坚持公有制很对,但是公有制不等于国有制。国有制只是公有制的一种形式。公有制可以有许多形式。我们这样的民办企业也是公有制的一种形式。它不是个人或几个人所有,它是集体所有,真正的集体所有制。股份化以后,更是一种社会的共有制。这种共有制要比那种单一国有制有活力得多。十年改革的一个成果,是非国有的共有制经济有了很大发展。这是市场经济的一些幼苗,是中国经济的一点希望。如果把这一部分也当作整顿的对象,企图回到八个样板或那种僵化的一种模式,我们的经济不会有出路。

八、“治理整顿”要有利于建设社会主义商品经济的新秩序,而不是恢复计划经济的老秩序。

建立社会主义商品经济的新秩序,这是对十三大路线最准确的概括。我们不能从十三大制定的路线后退半步。现在的一些做法,不是真正的治理经济环境,整顿经济秩序,而是把老一套办法拿出来。不是建立社会主义商品经济的新秩序,而是恢复计划经济的老办法。当然,要退回去也不容易。第一、八亿农民退不回去了;第二、广东等沿海地区退不回去;第三、在座的各位退不回去了。
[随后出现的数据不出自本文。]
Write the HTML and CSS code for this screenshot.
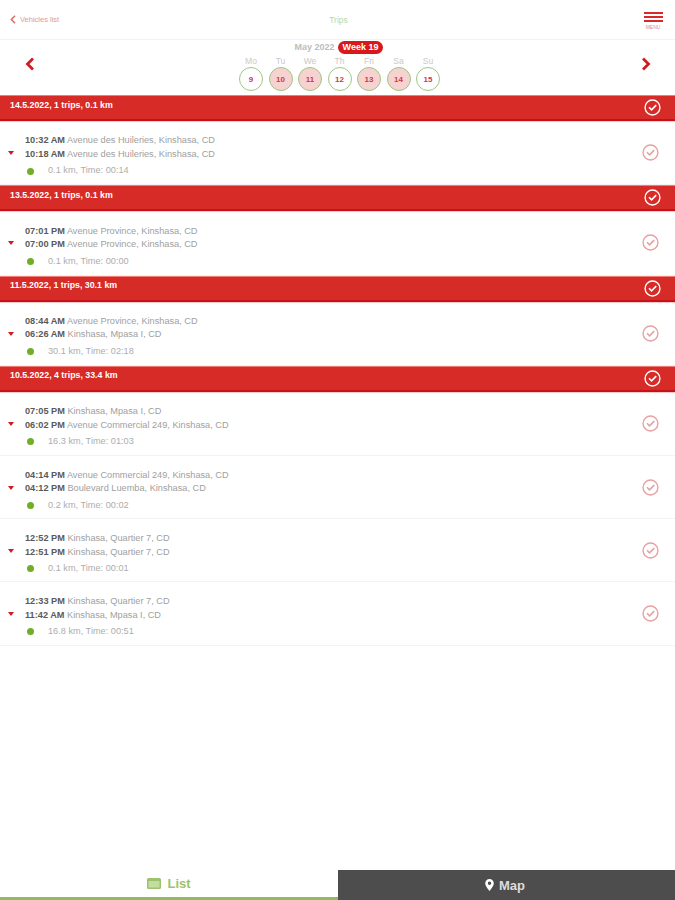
FILE: index.html
```html
<!DOCTYPE html>
<html lang="en">
<head>
    <meta charset="UTF-8">
    <title>Trips</title>
    <link rel="stylesheet" href="styles.css">
</head>
<body>
    <svg class="defs" width="0" height="0">
        <symbol id="check" viewBox="0 0 16 16">
            <circle cx="8" cy="8" r="7" fill="none" stroke="currentColor" stroke-width="1.3"/>
            <path d="M4.700 7.800l2.400 2.400 4.400-4.400" fill="none" stroke="currentColor" stroke-width="1.500"/>
        </symbol>
    </svg>
    <div class="page">
        <header class="topbar">
            <a class="back"><svg width="6" height="9" viewBox="0 0 6 9"><path d="M5 .8L1.400 4.500 5 8.200" fill="none" stroke="#dc6f6c" stroke-width="1.600"/></svg><span>Vehicles list</span></a>
            <div class="title">Trips</div>
            <div class="menu">
                <i></i><i></i><i></i>
                <span>MENU</span>
            </div>
        </header>

        <section class="week">
            <svg class="arrow" width="10" height="14" viewBox="0 0 10 14"><path d="M8 1.500L2.500 7 8 12.500" fill="none" stroke="#d01c1f" stroke-width="2.800"/></svg>
            <div class="week-mid">
                <div class="week-head"><span class="month">May 2022</span><span class="weeknum">Week 19</span></div>
                <div class="days">
                    <div class="day"><span>Mo</span><b>9</b></div>
                    <div class="day on"><span>Tu</span><b>10</b></div>
                    <div class="day on"><span>We</span><b>11</b></div>
                    <div class="day"><span>Th</span><b>12</b></div>
                    <div class="day on"><span>Fri</span><b>13</b></div>
                    <div class="day on"><span>Sa</span><b>14</b></div>
                    <div class="day"><span>Su</span><b>15</b></div>
                </div>
            </div>
            <svg class="arrow" width="10" height="14" viewBox="0 0 10 14"><path d="M2 1.500L7.500 7 2 12.500" fill="none" stroke="#d01c1f" stroke-width="2.800"/></svg>
        </section>

        <div class="daybar"><span>14.5.2022, 1 trips, 0.1 km</span><svg class="tick"><use href="#check"/></svg></div>
        <div class="trip">
            <i class="mark"></i>
            <div class="trip-text">
                <p><b>10:32 AM</b> Avenue des Huileries, Kinshasa, CD</p>
                <p><b>10:18 AM</b> Avenue des Huileries, Kinshasa, CD</p>
                <p class="info"><i class="dot"></i>0.1 km, Time: 00:14</p>
            </div>
            <svg class="tick-row"><use href="#check"/></svg>
        </div>

        <div class="daybar"><span>13.5.2022, 1 trips, 0.1 km</span><svg class="tick"><use href="#check"/></svg></div>
        <div class="trip">
            <i class="mark"></i>
            <div class="trip-text">
                <p><b>07:01 PM</b> Avenue Province, Kinshasa, CD</p>
                <p><b>07:00 PM</b> Avenue Province, Kinshasa, CD</p>
                <p class="info"><i class="dot"></i>0.1 km, Time: 00:00</p>
            </div>
            <svg class="tick-row"><use href="#check"/></svg>
        </div>

        <div class="daybar"><span>11.5.2022, 1 trips, 30.1 km</span><svg class="tick"><use href="#check"/></svg></div>
        <div class="trip">
            <i class="mark"></i>
            <div class="trip-text">
                <p><b>08:44 AM</b> Avenue Province, Kinshasa, CD</p>
                <p><b>06:26 AM</b> Kinshasa, Mpasa I, CD</p>
                <p class="info"><i class="dot"></i>30.1 km, Time: 02:18</p>
            </div>
            <svg class="tick-row"><use href="#check"/></svg>
        </div>

        <div class="daybar"><span>10.5.2022, 4 trips, 33.4 km</span><svg class="tick"><use href="#check"/></svg></div>
        <div class="trip">
            <i class="mark"></i>
            <div class="trip-text">
                <p><b>07:05 PM</b> Kinshasa, Mpasa I, CD</p>
                <p><b>06:02 PM</b> Avenue Commercial 249, Kinshasa, CD</p>
                <p class="info"><i class="dot"></i>16.3 km, Time: 01:03</p>
            </div>
            <svg class="tick-row"><use href="#check"/></svg>
        </div>
        <div class="trip">
            <i class="mark"></i>
            <div class="trip-text">
                <p><b>04:14 PM</b> Avenue Commercial 249, Kinshasa, CD</p>
                <p><b>04:12 PM</b> Boulevard Luemba, Kinshasa, CD</p>
                <p class="info"><i class="dot"></i>0.2 km, Time: 00:02</p>
            </div>
            <svg class="tick-row"><use href="#check"/></svg>
        </div>
        <div class="trip">
            <i class="mark"></i>
            <div class="trip-text">
                <p><b>12:52 PM</b> Kinshasa, Quartier 7, CD</p>
                <p><b>12:51 PM</b> Kinshasa, Quartier 7, CD</p>
                <p class="info"><i class="dot"></i>0.1 km, Time: 00:01</p>
            </div>
            <svg class="tick-row"><use href="#check"/></svg>
        </div>
        <div class="trip">
            <i class="mark"></i>
            <div class="trip-text">
                <p><b>12:33 PM</b> Kinshasa, Quartier 7, CD</p>
                <p><b>11:42 AM</b> Kinshasa, Mpasa I, CD</p>
                <p class="info"><i class="dot"></i>16.8 km, Time: 00:51</p>
            </div>
            <svg class="tick-row"><use href="#check"/></svg>
        </div>

        <nav class="tabs">
            <div class="tab tab-list">
                <svg width="14" height="11" viewBox="0 0 14 11"><rect width="14" height="11" rx="1.500" fill="#9cc26c"/><rect x="1.500" y="3" width="11" height="6.500" fill="#c3dca3"/></svg>
                <span>List</span>
            </div>
            <div class="tab tab-map">
                <svg width="9" height="12" viewBox="0 0 9 12"><path fill-rule="evenodd" d="M4.500 0a4.300 4.300 0 0 1 4.300 4.300C8.800 7.200 4.500 12 4.500 12S.2 7.200.2 4.300A4.300 4.300 0 0 1 4.500 0zm0 2.600a1.700 1.700 0 1 0 0 3.400 1.700 1.700 0 0 0 0-3.400z" fill="#fff"/></svg>
                <span>Map</span>
            </div>
        </nav>
    </div>
</body>
</html>
```

FILE: styles.css
```css
* { margin:0; padding:0; box-sizing:border-box; font-family:"Liberation Sans", Arial, sans-serif }
body { background-color:#fff; }
.defs { display:block; height:0; }
.page {
    width:675px;
    height:900px;
    display:flex;
    flex-direction:column;
}
.topbar {
    height:40px;
    flex:none;
    display:grid;
    grid-template-columns:1fr 1fr 1fr;
    align-items:center;
    padding:0 12px 0 10px;
    border-bottom:1px solid #f3f3f3;
}
.back {
    display:flex;
    align-items:center;
    gap:4px;
    font-size:7.500px;
    color:#dc9a98;
}
.title {
    text-align:center;
    font-size:8.500px;
    color:#bcd7a3;
    padding-left:4px;
}
.menu {
    justify-self:end;
    width:20px;
    display:flex;
    flex-direction:column;
    align-items:center;
    gap:2px;
    padding-top:2px;
}
.menu i {
    display:block;
    width:19px;
    height:2px;
    background-color:#d8282a;
}
.menu span {
    font-size:5px;
    line-height:6px;
    color:#e08a88;
}
.week {
    height:55px;
    flex:none;
    display:flex;
    justify-content:space-between;
    align-items:center;
    padding:0 24px 0 25px;
}
.arrow { margin-bottom:7px; }
.week-mid {
    align-self:flex-start;
    margin-left:3px;
    display:flex;
    flex-direction:column;
    align-items:center;
}
.week-head {
    display:flex;
    align-items:center;
    gap:3px;
    margin-left:-1px;
    height:14px;
    margin-bottom:2px;
}
.month {
    font-size:9px;
    font-weight:bold;
    color:#bdbdbd;
}
.weeknum {
    font-size:9px;
    font-weight:bold;
    color:#fff;
    background-color:#d8191c;
    border-radius:7px;
    padding:0 5px;
    line-height:13px;
}
.days {
    display:flex;
    gap:5.500px;
}
.day {
    width:24px;
    display:flex;
    flex-direction:column;
    align-items:center;
}
.day span {
    font-size:8.500px;
    line-height:11px;
    color:#c9c9c9;
}
.day b {
    width:24px;
    height:24px;
    border:1.500px solid #9fc680;
    border-radius:50%;
    display:flex;
    justify-content:center;
    align-items:center;
    font-size:8px;
    color:#cf3a3f;
}
.day.on b { background-color:#f6d3d1; }
.daybar {
    height:26px;
    flex:none;
    display:flex;
    justify-content:space-between;
    align-items:center;
    padding:0 14px 0 10px;
    background-color:#d62b26;
    border-top:1px solid #f07c78;
    border-bottom:2px solid #c8101a;
    box-shadow:0 1px 0 #f8c9c6;
}
.daybar span {
    font-size:8.800px;
    font-weight:bold;
    color:#fff;
    margin-top:-6px;
}
.tick { width:17px; height:17px; color:#fff; }
.tick-row { width:17px; height:17px; color:#e9a0a0; flex:none; }
.trip {
    height:63.200px;
    flex:none;
    display:flex;
    align-items:center;
    padding:0 16px 0 8px;
    border-bottom:1px solid #f3f3f3;
}
.daybar + .trip { height:64.250px; }
.mark {
    width:0;
    height:0;
    flex:none;
    border-left:3.500px solid transparent;
    border-right:3.500px solid transparent;
    border-top:4px solid #d01c1f;
    margin-right:10px;
    margin-top:1px;
}
.trip-text {
    flex:1;
    font-size:9.200px;
    line-height:13.500px;
    color:#a0a0a0;
    margin-top:7px;
    padding-left:1px;
}
.trip-text b { color:#5a5a5a; }
.info {
    display:flex;
    align-items:center;
    margin-top:3px;
    color:#adadad;
}
.dot {
    width:7px;
    height:7px;
    border-radius:50%;
    background-color:#72ad28;
    margin:0 14px 0 2px;
}
.tabs {
    margin-top:auto;
    height:30px;
    flex:none;
    display:grid;
    grid-template-columns:338px 1fr;
}
.tab {
    display:flex;
    justify-content:center;
    align-items:center;
    gap:6px;
    font-family:Lato, sans-serif;
    font-size:13px;
    font-weight:bold;
}
.tab-list {
    color:#9cc26c;
    border-bottom:3px solid #8fbc5e;
}
.tab-map {
    color:#ddd;
    background-color:#4d4d4d;
    gap:5px;
    padding-right:3px;
}
```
九、“治理整顿”要有利于政企分开,而不能再强化政企不分。

许多人说,当前一大问题是通货膨胀。从经济学角度看,通胀只有一个原因,就是钞票印得太多。为什么控制不住?关键是政企不分。我们的政府很辛苦,他要扮演好几种角色,既是投资者,又是补贴者,还是购买者,同时也是印钞票者。左手印钱,右手花钱,怎么能控制得了。谁投资谁是老板,购买者是顾客,而顾客是上帝,补贴者是慈父。一个人要扮演这么多的角色,既是老板,又是上帝,又是慈父,自己还要印钞票,当然控制不住。如果政企不分开,通货膨胀的根子解决不了,还可能进一步引发通胀,这是最可怕的。

十、“治理整顿”要有利于廉政建设,而不能导致更多的腐败行为。

廉政建设很重要的一条是防止把权力转化为私利。政企不分。国家管得越多,越是增加了腐败的机会。凡是用权力控制的地方,就有把权利转化为私利的机会。专卖,那么谁卖?谁有了专卖权,谁就可以赚钱。为了取得这种权,就带来了腐败的可能。现在好多作法。不是减少而是增加了这种机会,这对廉政建设不利,给腐败风气提供了更多的机会和温床。

总的讲,治理整顿是需要的,但是怎么治理,怎么整顿,问题很大。我们提出一些希望,供决策者参考。最后我提一个建议,可不可以把这一次会称为第一届南北企业家对话会,以后一年一次,使这样的对话会成为惯例。明年这个时候,我们希望能在北京接待南方的各位企业家。

但没有“明年”了,因为“明年这个时候”,我已经流亡到海外了。